### Requirements
Output the material exactly, but drop every image it holds.

### Recorded data
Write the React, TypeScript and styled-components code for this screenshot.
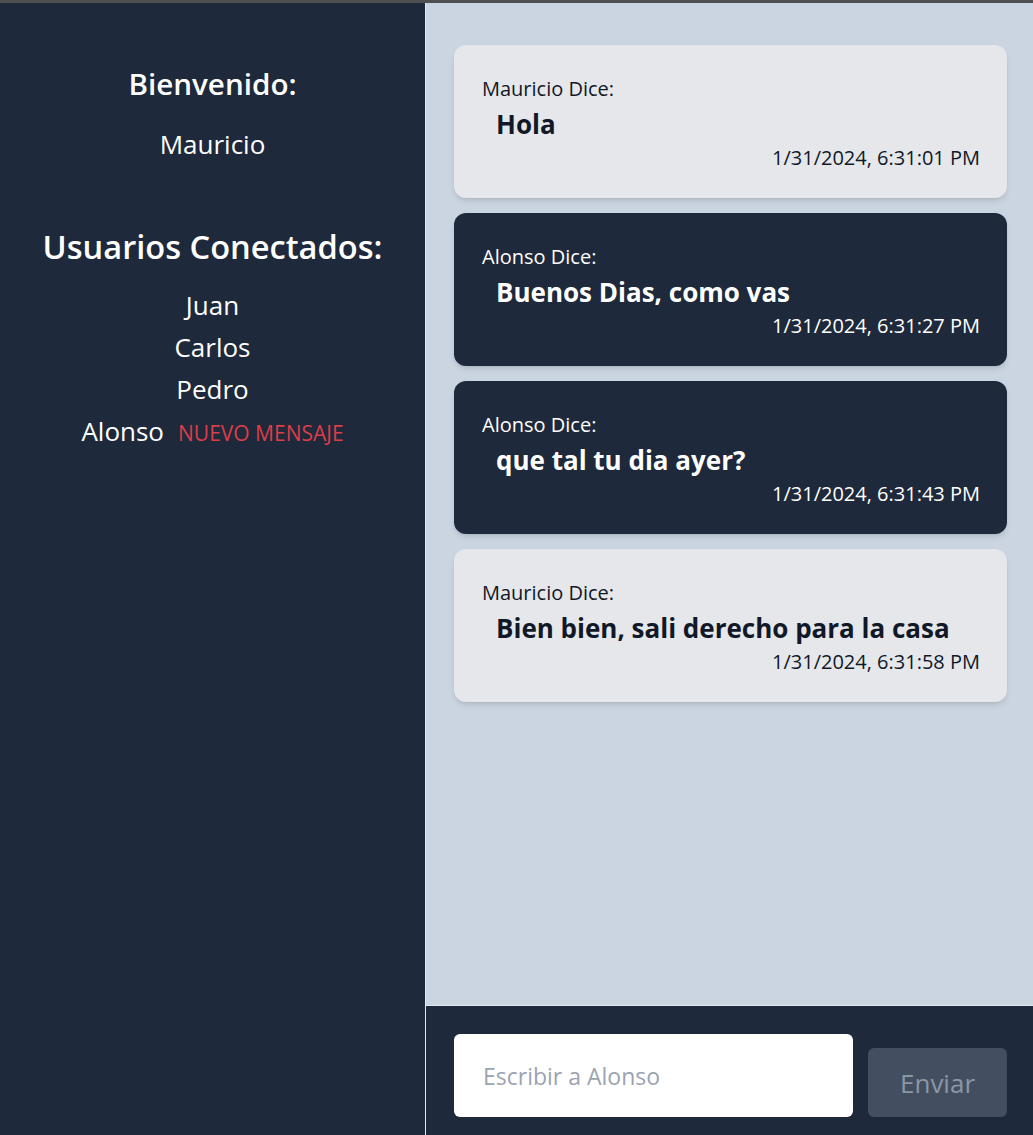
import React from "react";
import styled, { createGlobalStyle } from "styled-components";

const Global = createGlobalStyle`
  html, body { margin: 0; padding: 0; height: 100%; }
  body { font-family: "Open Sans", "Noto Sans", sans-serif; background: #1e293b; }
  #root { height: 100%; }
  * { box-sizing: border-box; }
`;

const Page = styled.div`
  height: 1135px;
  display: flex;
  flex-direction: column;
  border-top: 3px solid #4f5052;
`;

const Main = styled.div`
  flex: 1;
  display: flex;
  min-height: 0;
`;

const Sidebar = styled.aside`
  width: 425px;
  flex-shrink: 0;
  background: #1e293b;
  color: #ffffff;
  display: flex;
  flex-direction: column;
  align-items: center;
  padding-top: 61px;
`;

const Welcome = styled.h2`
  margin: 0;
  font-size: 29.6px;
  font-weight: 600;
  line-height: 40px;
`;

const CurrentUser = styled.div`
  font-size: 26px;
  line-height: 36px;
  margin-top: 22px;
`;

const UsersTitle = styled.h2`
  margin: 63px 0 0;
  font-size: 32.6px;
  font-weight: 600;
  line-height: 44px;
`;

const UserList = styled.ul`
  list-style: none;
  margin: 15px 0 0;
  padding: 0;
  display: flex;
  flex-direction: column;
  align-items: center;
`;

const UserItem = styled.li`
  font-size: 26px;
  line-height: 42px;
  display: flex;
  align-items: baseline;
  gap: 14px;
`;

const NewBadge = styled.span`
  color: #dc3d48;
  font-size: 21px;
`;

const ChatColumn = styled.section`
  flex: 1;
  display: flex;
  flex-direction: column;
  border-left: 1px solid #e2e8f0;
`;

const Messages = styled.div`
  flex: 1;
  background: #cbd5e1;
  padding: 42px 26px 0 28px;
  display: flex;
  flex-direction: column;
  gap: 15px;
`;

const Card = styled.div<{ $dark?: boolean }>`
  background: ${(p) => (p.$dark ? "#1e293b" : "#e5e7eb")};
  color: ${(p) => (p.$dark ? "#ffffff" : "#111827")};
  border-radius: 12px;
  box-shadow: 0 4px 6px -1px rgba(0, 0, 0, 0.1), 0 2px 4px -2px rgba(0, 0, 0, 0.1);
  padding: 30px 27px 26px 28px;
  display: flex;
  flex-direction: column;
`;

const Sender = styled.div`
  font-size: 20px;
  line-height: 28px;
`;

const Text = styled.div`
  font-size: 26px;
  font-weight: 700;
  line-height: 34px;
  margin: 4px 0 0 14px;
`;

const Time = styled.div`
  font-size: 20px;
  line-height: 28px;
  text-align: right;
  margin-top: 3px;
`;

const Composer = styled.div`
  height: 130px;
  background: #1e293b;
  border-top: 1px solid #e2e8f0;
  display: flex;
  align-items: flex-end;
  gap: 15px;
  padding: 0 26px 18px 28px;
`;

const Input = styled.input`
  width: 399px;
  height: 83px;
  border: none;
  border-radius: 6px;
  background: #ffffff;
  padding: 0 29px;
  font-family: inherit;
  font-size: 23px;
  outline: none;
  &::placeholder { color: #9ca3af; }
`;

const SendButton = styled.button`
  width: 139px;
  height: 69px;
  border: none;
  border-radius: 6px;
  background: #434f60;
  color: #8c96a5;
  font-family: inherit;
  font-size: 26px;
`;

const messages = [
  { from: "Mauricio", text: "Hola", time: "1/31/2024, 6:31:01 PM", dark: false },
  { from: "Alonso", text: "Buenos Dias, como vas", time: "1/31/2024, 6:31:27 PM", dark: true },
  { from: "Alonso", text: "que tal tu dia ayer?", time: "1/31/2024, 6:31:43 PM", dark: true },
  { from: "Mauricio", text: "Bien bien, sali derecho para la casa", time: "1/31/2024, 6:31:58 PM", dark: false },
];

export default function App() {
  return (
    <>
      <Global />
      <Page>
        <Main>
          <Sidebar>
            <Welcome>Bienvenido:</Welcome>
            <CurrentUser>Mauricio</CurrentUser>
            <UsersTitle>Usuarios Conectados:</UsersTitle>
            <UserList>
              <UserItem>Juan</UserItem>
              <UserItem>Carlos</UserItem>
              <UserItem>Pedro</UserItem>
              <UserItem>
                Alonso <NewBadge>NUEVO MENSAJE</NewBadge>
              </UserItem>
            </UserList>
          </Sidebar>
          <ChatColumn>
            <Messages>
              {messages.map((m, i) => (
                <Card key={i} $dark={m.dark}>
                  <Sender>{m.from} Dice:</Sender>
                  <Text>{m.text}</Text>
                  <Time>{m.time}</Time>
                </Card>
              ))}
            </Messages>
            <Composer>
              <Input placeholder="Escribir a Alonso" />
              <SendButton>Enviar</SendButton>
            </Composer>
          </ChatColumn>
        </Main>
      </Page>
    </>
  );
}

### Full response
Write the React, TypeScript and styled-components code for this screenshot.
import React from "react";
import styled, { createGlobalStyle } from "styled-components";

const Global = createGlobalStyle`
  html, body { margin: 0; padding: 0; height: 100%; }
  body { font-family: "Open Sans", "Noto Sans", sans-serif; background: #1e293b; }
  #root { height: 100%; }
  * { box-sizing: border-box; }
`;

const Page = styled.div`
  height: 1135px;
  display: flex;
  flex-direction: column;
  border-top: 3px solid #4f5052;
`;

const Main = styled.div`
  flex: 1;
  display: flex;
  min-height: 0;
`;

const Sidebar = styled.aside`
  width: 425px;
  flex-shrink: 0;
  background: #1e293b;
  color: #ffffff;
  display: flex;
  flex-direction: column;
  align-items: center;
  padding-top: 61px;
`;

const Welcome = styled.h2`
  margin: 0;
  font-size: 29.6px;
  font-weight: 600;
  line-height: 40px;
`;

const CurrentUser = styled.div`
  font-size: 26px;
  line-height: 36px;
  margin-top: 22px;
`;

const UsersTitle = styled.h2`
  margin: 63px 0 0;
  font-size: 32.6px;
  font-weight: 600;
  line-height: 44px;
`;

const UserList = styled.ul`
  list-style: none;
  margin: 15px 0 0;
  padding: 0;
  display: flex;
  flex-direction: column;
  align-items: center;
`;

const UserItem = styled.li`
  font-size: 26px;
  line-height: 42px;
  display: flex;
  align-items: baseline;
  gap: 14px;
`;

const NewBadge = styled.span`
  color: #dc3d48;
  font-size: 21px;
`;

const ChatColumn = styled.section`
  flex: 1;
  display: flex;
  flex-direction: column;
  border-left: 1px solid #e2e8f0;
`;

const Messages = styled.div`
  flex: 1;
  background: #cbd5e1;
  padding: 42px 26px 0 28px;
  display: flex;
  flex-direction: column;
  gap: 15px;
`;

const Card = styled.div<{ $dark?: boolean }>`
  background: ${(p) => (p.$dark ? "#1e293b" : "#e5e7eb")};
  color: ${(p) => (p.$dark ? "#ffffff" : "#111827")};
  border-radius: 12px;
  box-shadow: 0 4px 6px -1px rgba(0, 0, 0, 0.1), 0 2px 4px -2px rgba(0, 0, 0, 0.1);
  padding: 30px 27px 26px 28px;
  display: flex;
  flex-direction: column;
`;

const Sender = styled.div`
  font-size: 20px;
  line-height: 28px;
`;

const Text = styled.div`
  font-size: 26px;
  font-weight: 700;
  line-height: 34px;
  margin: 4px 0 0 14px;
`;

const Time = styled.div`
  font-size: 20px;
  line-height: 28px;
  text-align: right;
  margin-top: 3px;
`;

const Composer = styled.div`
  height: 130px;
  background: #1e293b;
  border-top: 1px solid #e2e8f0;
  display: flex;
  align-items: flex-end;
  gap: 15px;
  padding: 0 26px 18px 28px;
`;

const Input = styled.input`
  width: 399px;
  height: 83px;
  border: none;
  border-radius: 6px;
  background: #ffffff;
  padding: 0 29px;
  font-family: inherit;
  font-size: 23px;
  outline: none;
  &::placeholder { color: #9ca3af; }
`;

const SendButton = styled.button`
  width: 139px;
  height: 69px;
  border: none;
  border-radius: 6px;
  background: #434f60;
  color: #8c96a5;
  font-family: inherit;
  font-size: 26px;
`;

const messages = [
  { from: "Mauricio", text: "Hola", time: "1/31/2024, 6:31:01 PM", dark: false },
  { from: "Alonso", text: "Buenos Dias, como vas", time: "1/31/2024, 6:31:27 PM", dark: true },
  { from: "Alonso", text: "que tal tu dia ayer?", time: "1/31/2024, 6:31:43 PM", dark: true },
  { from: "Mauricio", text: "Bien bien, sali derecho para la casa", time: "1/31/2024, 6:31:58 PM", dark: false },
];

export default function App() {
  return (
    <>
      <Global />
      <Page>
        <Main>
          <Sidebar>
            <Welcome>Bienvenido:</Welcome>
            <CurrentUser>Mauricio</CurrentUser>
            <UsersTitle>Usuarios Conectados:</UsersTitle>
            <UserList>
              <UserItem>Juan</UserItem>
              <UserItem>Carlos</UserItem>
              <UserItem>Pedro</UserItem>
              <UserItem>
                Alonso <NewBadge>NUEVO MENSAJE</NewBadge>
              </UserItem>
            </UserList>
          </Sidebar>
          <ChatColumn>
            <Messages>
              {messages.map((m, i) => (
                <Card key={i} $dark={m.dark}>
                  <Sender>{m.from} Dice:</Sender>
                  <Text>{m.text}</Text>
                  <Time>{m.time}</Time>
                </Card>
              ))}
            </Messages>
            <Composer>
              <Input placeholder="Escribir a Alonso" />
              <SendButton>Enviar</SendButton>
            </Composer>
          </ChatColumn>
        </Main>
      </Page>
    </>
  );
}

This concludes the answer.